‘Spot’ sharply weakens
By Paneetha Ameresekere
The benchmark ‘spot’ sharply weakened by between 40 and 55 cents to be trading at Rs184.80/185.00 to the US dollar in two-way quotes at 4 p.m. yesterday due to demand, market sources told this reporter.
In the calendar year to 4 p.m. yesterday, the ‘spot’ has depreciated by between Rs 3.50-3.60 (1.93-1.98 per cent) in two-way quotes.
Meanwhile, Central Bank of Sri Lanka (CBSL) after a lapse of four weeks successfully sold the full complement of Rs 40 billion risk-free, low cost Treasury (T) Bills on offer at yesterday’s weekly auction.
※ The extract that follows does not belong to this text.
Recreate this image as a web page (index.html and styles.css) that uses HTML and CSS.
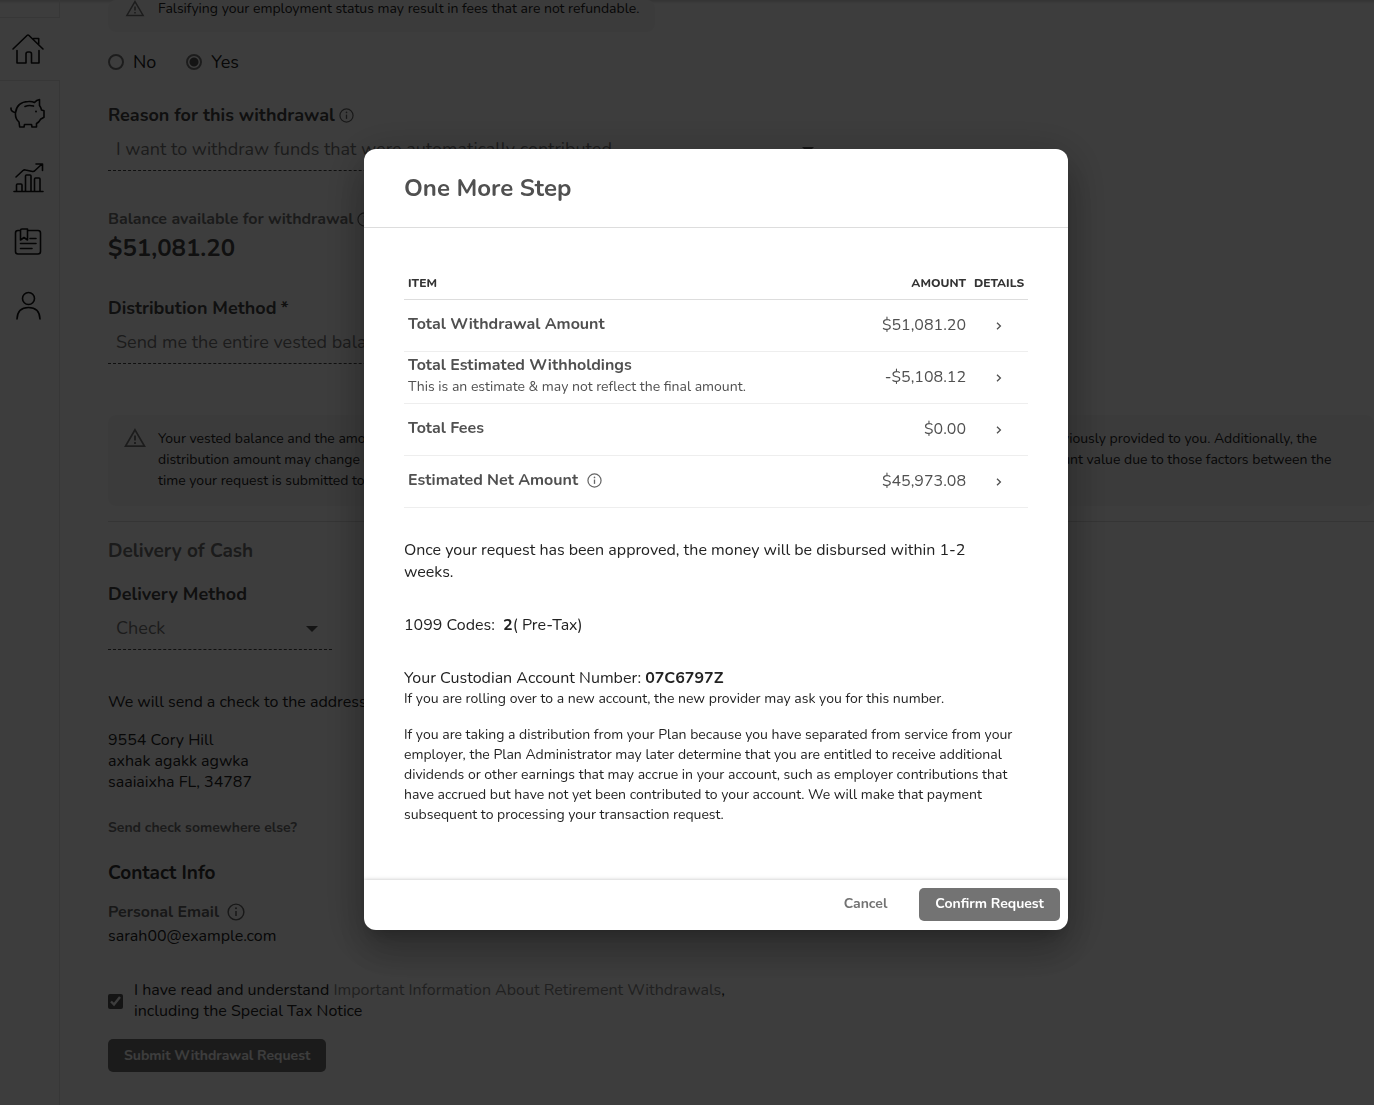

The WAYs fetched were 4.59 per cent, 4.71 per cent and 4.99 per cent for the 91, 182 and 364 day tenures respectively at yesterday’s auction.
Complementing these developments, Government of Sri Lanka’s (GoSL’s) money printing borrowing costs (MPBCs) decreased by 0.96 per cent (Rs 131.41million) to Rs 13,538.58 million yesterday, aided by GoSL’s face value (FV) MP debt decreasing by Rs 7,000 million (1.35per cent) to Rs 511,634.87 million, partially mitigating demand pull inflationary pressure.
GoSL’s FVMP debt continues to be stuck in the record Rs half-a-trillion plus territory for the sixth consecutive market day to yesterday, due to a continued lack of GoSL revenue.
Market liquidity increased by Rs 7,319 million during yesterday’s trading because of the settlement/s of GoSL’s sales of dollars to CBSL and/or CBSL swapping rupees for dollars from the market, followed by exporter conversions. Conversions are based on the middle rate of the benchmark ‘spot’ as at 4 p.m. on Monday which was Rs 184.25 to the dollar. Transactions between the GoSL and CBSL are foreign reserves neutral.
Consequently, market’s net excess liquidity increased by 0.25 per cent (Rs 319 million) to Rs 129,535 million yesterday.